* **Your objective**: How many lines of the data include the string "that"? State the number and nothing else.

begin

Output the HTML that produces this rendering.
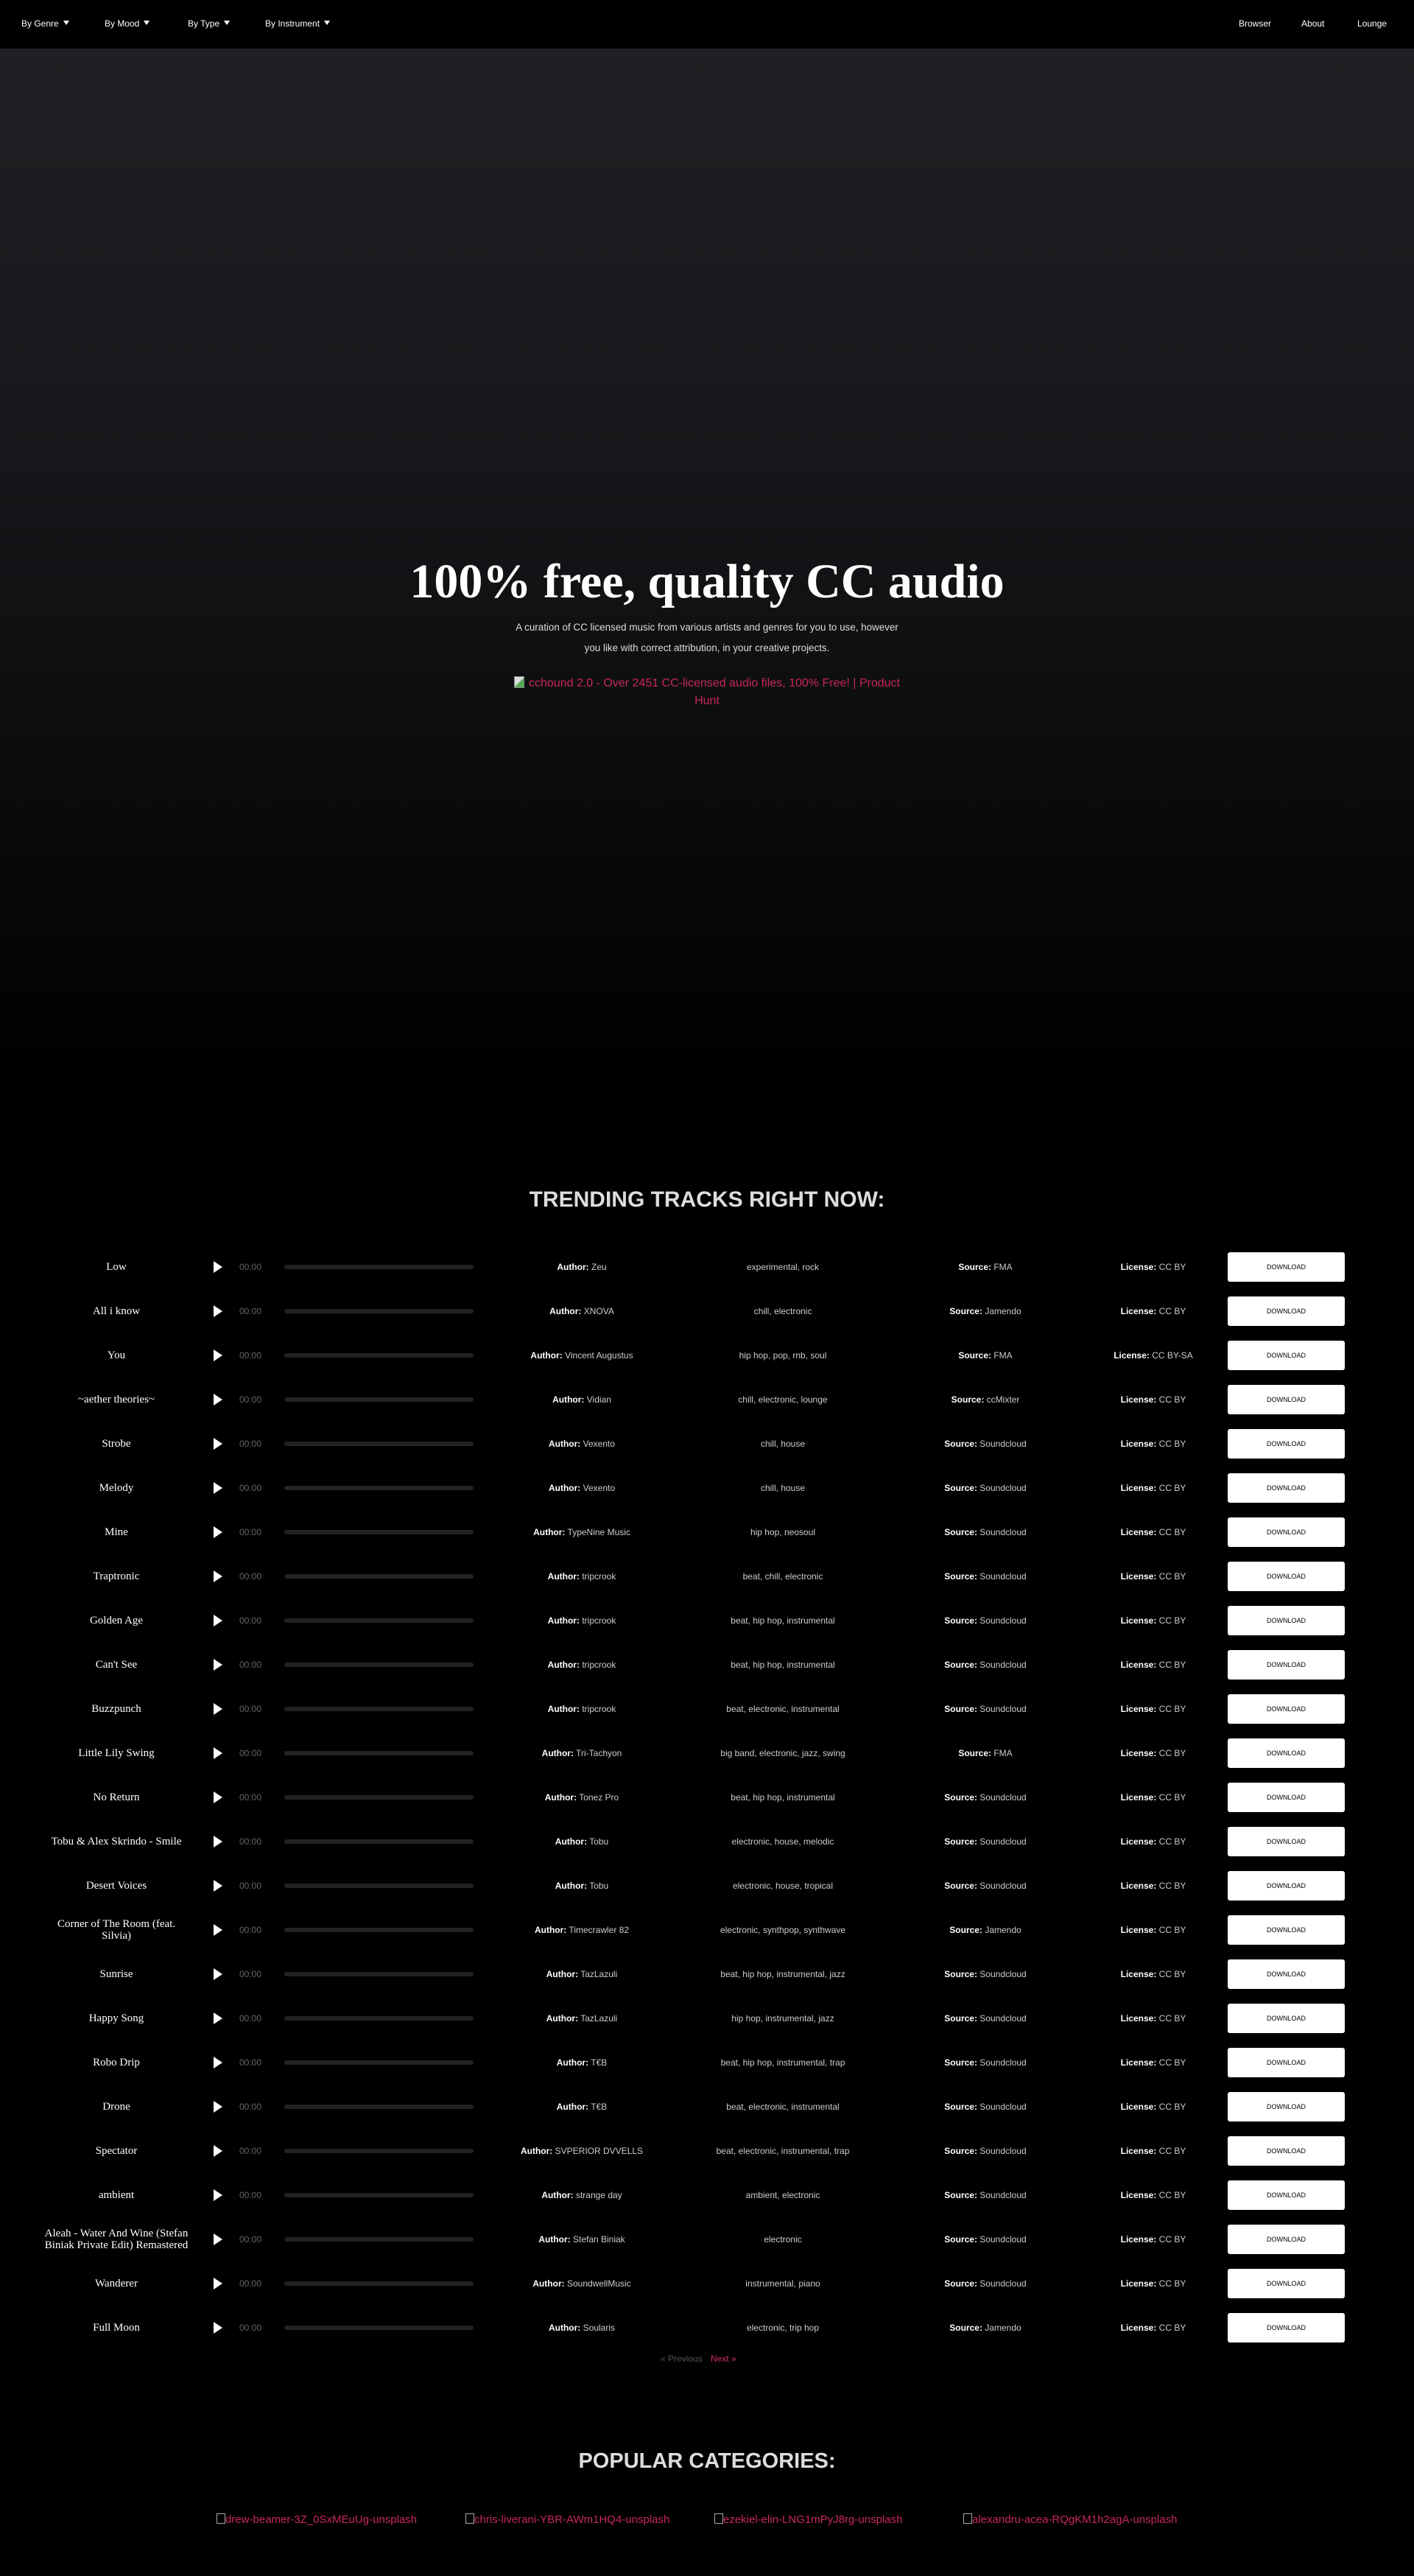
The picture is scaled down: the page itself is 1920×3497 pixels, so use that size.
<!DOCTYPE html>
<html><head><meta charset="utf-8"><style>
*{margin:0;padding:0;box-sizing:border-box}
body{width:1920px;height:3497px;background:#000;color:#fff;font-family:"Liberation Sans",sans-serif;position:relative;overflow:hidden}
.nav{position:absolute;top:0;left:0;width:1920px;height:66px;background:#000}
.nav span{position:absolute;top:25px;font-size:12px;color:#fff}
.nav span i{display:inline-block;width:0;height:0;border-left:4px solid transparent;border-right:4px solid transparent;border-top:6px solid #fff;margin-left:6px;vertical-align:2px}
.hero{position:absolute;top:66px;left:0;width:1920px;height:1400px;background:linear-gradient(#1f2023 0%,#16171a 40%,#0a0a0b 75%,#000 100%)}
h1{position:absolute;top:752px;left:0;width:1920px;text-align:center;font-family:"Liberation Serif",serif;font-weight:bold;font-size:66px;color:#fff}
.sub{position:absolute;top:838px;left:0;width:1920px;text-align:center;font-size:13.4px;line-height:28px;color:#ddd}
.ph{position:absolute;top:916px;left:690px;width:540px;text-align:center;font-size:16px;line-height:24px;color:#c8265f}
.ph i{display:inline-block;width:14px;height:16px;border:1px solid #888;background:linear-gradient(135deg,#ddd 50%,#5a5 50%);vertical-align:-2px;margin-right:6px}
h2{position:absolute;left:0;width:1920px;text-align:center;font-size:30px;font-weight:bold;color:#ddd}
.r{position:absolute;left:0;width:1920px;height:60px;font-size:12px}
.r>*{position:absolute;top:50%;transform:translateY(-50%)}
.t{left:58px;width:200px;text-align:center;font-family:"Liberation Serif",serif;font-size:15px;line-height:16px;color:#fff}
.p{left:290px;width:0;height:0;border-top:8px solid transparent;border-bottom:8px solid transparent;border-left:12px solid #fff}
.tm{left:325px;color:#666;font-size:12px}
.bar{left:386px;width:257px;height:6px;border-radius:3px;background:#222}
.a{left:670px;width:240px;text-align:center;color:#ccc}
.g{left:933px;width:260px;text-align:center;color:#ccc}
.s{left:1238px;width:200px;text-align:center;color:#ccc}
.l{left:1476px;width:180px;text-align:center;color:#ccc}
b{color:#fff}
.d{left:1667px;width:159px;height:40px;background:#fff;border-radius:3px;color:#000;font-size:9px;text-align:center;line-height:40px}
.pg{position:absolute;top:3195px;left:897px;font-size:12px;color:#555}
.pg span{color:#d1336b;margin-left:8px}
.cat{position:absolute;top:3412px;font-size:15px;color:#c8265f}
.cat i{display:inline-block;width:12px;height:14px;border:1px solid #aaa;vertical-align:top}
</style></head><body>
<div class="hero"></div>
<div class="nav">
<span style="left:29px">By Genre<i></i></span>
<span style="left:142px">By Mood<i></i></span>
<span style="left:255px">By Type<i></i></span>
<span style="left:360px">By Instrument<i></i></span>
<span style="left:1682px">Browser</span>
<span style="left:1767px">About</span>
<span style="left:1843px">Lounge</span>
</div>
<h1>100% free, quality CC audio</h1>
<div class="sub">A curation of CC licensed music from various artists and genres for you to use, however<br>you like with correct attribution, in your creative projects.</div>
<div class="ph"><i></i>cchound 2.0 - Over 2451 CC-licensed audio files, 100% Free! | Product Hunt</div>
<h2 style="top:1612px">TRENDING TRACKS RIGHT NOW:</h2>

<div class="r" style="top:1690px"><div class="t">Low</div><div class="p"></div><div class="tm">00:00</div><div class="bar"></div><div class="a"><b>Author:</b> Zeu</div><div class="g">experimental, rock</div><div class="s"><b>Source:</b> FMA</div><div class="l"><b>License:</b> CC BY</div><div class="d">DOWNLOAD</div></div>
<div class="r" style="top:1750px"><div class="t">All i know</div><div class="p"></div><div class="tm">00:00</div><div class="bar"></div><div class="a"><b>Author:</b> XNOVA</div><div class="g">chill, electronic</div><div class="s"><b>Source:</b> Jamendo</div><div class="l"><b>License:</b> CC BY</div><div class="d">DOWNLOAD</div></div>
<div class="r" style="top:1810px"><div class="t">You</div><div class="p"></div><div class="tm">00:00</div><div class="bar"></div><div class="a"><b>Author:</b> Vincent Augustus</div><div class="g">hip hop, pop, rnb, soul</div><div class="s"><b>Source:</b> FMA</div><div class="l"><b>License:</b> CC BY-SA</div><div class="d">DOWNLOAD</div></div>
<div class="r" style="top:1870px"><div class="t">~aether theories~</div><div class="p"></div><div class="tm">00:00</div><div class="bar"></div><div class="a"><b>Author:</b> Vidian</div><div class="g">chill, electronic, lounge</div><div class="s"><b>Source:</b> ccMixter</div><div class="l"><b>License:</b> CC BY</div><div class="d">DOWNLOAD</div></div>
<div class="r" style="top:1930px"><div class="t">Strobe</div><div class="p"></div><div class="tm">00:00</div><div class="bar"></div><div class="a"><b>Author:</b> Vexento</div><div class="g">chill, house</div><div class="s"><b>Source:</b> Soundcloud</div><div class="l"><b>License:</b> CC BY</div><div class="d">DOWNLOAD</div></div>
<div class="r" style="top:1990px"><div class="t">Melody</div><div class="p"></div><div class="tm">00:00</div><div class="bar"></div><div class="a"><b>Author:</b> Vexento</div><div class="g">chill, house</div><div class="s"><b>Source:</b> Soundcloud</div><div class="l"><b>License:</b> CC BY</div><div class="d">DOWNLOAD</div></div>
<div class="r" style="top:2050px"><div class="t">Mine</div><div class="p"></div><div class="tm">00:00</div><div class="bar"></div><div class="a"><b>Author:</b> TypeNine Music</div><div class="g">hip hop, neosoul</div><div class="s"><b>Source:</b> Soundcloud</div><div class="l"><b>License:</b> CC BY</div><div class="d">DOWNLOAD</div></div>
<div class="r" style="top:2110px"><div class="t">Traptronic</div><div class="p"></div><div class="tm">00:00</div><div class="bar"></div><div class="a"><b>Author:</b> tripcrook</div><div class="g">beat, chill, electronic</div><div class="s"><b>Source:</b> Soundcloud</div><div class="l"><b>License:</b> CC BY</div><div class="d">DOWNLOAD</div></div>
<div class="r" style="top:2170px"><div class="t">Golden Age</div><div class="p"></div><div class="tm">00:00</div><div class="bar"></div><div class="a"><b>Author:</b> tripcrook</div><div class="g">beat, hip hop, instrumental</div><div class="s"><b>Source:</b> Soundcloud</div><div class="l"><b>License:</b> CC BY</div><div class="d">DOWNLOAD</div></div>
<div class="r" style="top:2230px"><div class="t">Can't See</div><div class="p"></div><div class="tm">00:00</div><div class="bar"></div><div class="a"><b>Author:</b> tripcrook</div><div class="g">beat, hip hop, instrumental</div><div class="s"><b>Source:</b> Soundcloud</div><div class="l"><b>License:</b> CC BY</div><div class="d">DOWNLOAD</div></div>
<div class="r" style="top:2290px"><div class="t">Buzzpunch</div><div class="p"></div><div class="tm">00:00</div><div class="bar"></div><div class="a"><b>Author:</b> tripcrook</div><div class="g">beat, electronic, instrumental</div><div class="s"><b>Source:</b> Soundcloud</div><div class="l"><b>License:</b> CC BY</div><div class="d">DOWNLOAD</div></div>
<div class="r" style="top:2350px"><div class="t">Little Lily Swing</div><div class="p"></div><div class="tm">00:00</div><div class="bar"></div><div class="a"><b>Author:</b> Tri-Tachyon</div><div class="g">big band, electronic, jazz, swing</div><div class="s"><b>Source:</b> FMA</div><div class="l"><b>License:</b> CC BY</div><div class="d">DOWNLOAD</div></div>
<div class="r" style="top:2410px"><div class="t">No Return</div><div class="p"></div><div class="tm">00:00</div><div class="bar"></div><div class="a"><b>Author:</b> Tonez Pro</div><div class="g">beat, hip hop, instrumental</div><div class="s"><b>Source:</b> Soundcloud</div><div class="l"><b>License:</b> CC BY</div><div class="d">DOWNLOAD</div></div>
<div class="r" style="top:2470px"><div class="t">Tobu &amp; Alex Skrindo - Smile</div><div class="p"></div><div class="tm">00:00</div><div class="bar"></div><div class="a"><b>Author:</b> Tobu</div><div class="g">electronic, house, melodic</div><div class="s"><b>Source:</b> Soundcloud</div><div class="l"><b>License:</b> CC BY</div><div class="d">DOWNLOAD</div></div>
<div class="r" style="top:2530px"><div class="t">Desert Voices</div><div class="p"></div><div class="tm">00:00</div><div class="bar"></div><div class="a"><b>Author:</b> Tobu</div><div class="g">electronic, house, tropical</div><div class="s"><b>Source:</b> Soundcloud</div><div class="l"><b>License:</b> CC BY</div><div class="d">DOWNLOAD</div></div>
<div class="r" style="top:2590px"><div class="t">Corner of The Room (feat. Silvia)</div><div class="p"></div><div class="tm">00:00</div><div class="bar"></div><div class="a"><b>Author:</b> Timecrawler 82</div><div class="g">electronic, synthpop, synthwave</div><div class="s"><b>Source:</b> Jamendo</div><div class="l"><b>License:</b> CC BY</div><div class="d">DOWNLOAD</div></div>
<div class="r" style="top:2650px"><div class="t">Sunrise</div><div class="p"></div><div class="tm">00:00</div><div class="bar"></div><div class="a"><b>Author:</b> TazLazuli</div><div class="g">beat, hip hop, instrumental, jazz</div><div class="s"><b>Source:</b> Soundcloud</div><div class="l"><b>License:</b> CC BY</div><div class="d">DOWNLOAD</div></div>
<div class="r" style="top:2710px"><div class="t">Happy Song</div><div class="p"></div><div class="tm">00:00</div><div class="bar"></div><div class="a"><b>Author:</b> TazLazuli</div><div class="g">hip hop, instrumental, jazz</div><div class="s"><b>Source:</b> Soundcloud</div><div class="l"><b>License:</b> CC BY</div><div class="d">DOWNLOAD</div></div>
<div class="r" style="top:2770px"><div class="t">Robo Drip</div><div class="p"></div><div class="tm">00:00</div><div class="bar"></div><div class="a"><b>Author:</b> T€B</div><div class="g">beat, hip hop, instrumental, trap</div><div class="s"><b>Source:</b> Soundcloud</div><div class="l"><b>License:</b> CC BY</div><div class="d">DOWNLOAD</div></div>
<div class="r" style="top:2830px"><div class="t">Drone</div><div class="p"></div><div class="tm">00:00</div><div class="bar"></div><div class="a"><b>Author:</b> T€B</div><div class="g">beat, electronic, instrumental</div><div class="s"><b>Source:</b> Soundcloud</div><div class="l"><b>License:</b> CC BY</div><div class="d">DOWNLOAD</div></div>
<div class="r" style="top:2890px"><div class="t">Spectator</div><div class="p"></div><div class="tm">00:00</div><div class="bar"></div><div class="a"><b>Author:</b> SVPERIOR DVVELLS</div><div class="g">beat, electronic, instrumental, trap</div><div class="s"><b>Source:</b> Soundcloud</div><div class="l"><b>License:</b> CC BY</div><div class="d">DOWNLOAD</div></div>
<div class="r" style="top:2950px"><div class="t">ambient</div><div class="p"></div><div class="tm">00:00</div><div class="bar"></div><div class="a"><b>Author:</b> strange day</div><div class="g">ambient, electronic</div><div class="s"><b>Source:</b> Soundcloud</div><div class="l"><b>License:</b> CC BY</div><div class="d">DOWNLOAD</div></div>
<div class="r" style="top:3010px"><div class="t">Aleah - Water And Wine (Stefan Biniak Private Edit) Remastered</div><div class="p"></div><div class="tm">00:00</div><div class="bar"></div><div class="a"><b>Author:</b> Stefan Biniak</div><div class="g">electronic</div><div class="s"><b>Source:</b> Soundcloud</div><div class="l"><b>License:</b> CC BY</div><div class="d">DOWNLOAD</div></div>
<div class="r" style="top:3070px"><div class="t">Wanderer</div><div class="p"></div><div class="tm">00:00</div><div class="bar"></div><div class="a"><b>Author:</b> SoundwellMusic</div><div class="g">instrumental, piano</div><div class="s"><b>Source:</b> Soundcloud</div><div class="l"><b>License:</b> CC BY</div><div class="d">DOWNLOAD</div></div>
<div class="r" style="top:3130px"><div class="t">Full Moon</div><div class="p"></div><div class="tm">00:00</div><div class="bar"></div><div class="a"><b>Author:</b> Soularis</div><div class="g">electronic, trip hop</div><div class="s"><b>Source:</b> Jamendo</div><div class="l"><b>License:</b> CC BY</div><div class="d">DOWNLOAD</div></div>

<div class="pg">« Previous <span>Next »</span></div>
<h2 style="top:3325px;font-size:29px">POPULAR CATEGORIES:</h2>
<div class="cat" style="left:294px"><i></i>drew-beamer-3Z_0SxMEuUg-unsplash</div>
<div class="cat" style="left:632px"><i></i>chris-liverani-YBR-AWm1HQ4-unsplash</div>
<div class="cat" style="left:970px"><i></i>ezekiel-elin-LNG1mPyJ8rg-unsplash</div>
<div class="cat" style="left:1308px"><i></i>alexandru-acea-RQgKM1h2agA-unsplash</div>
</body></html>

end

* **Correct response**: 2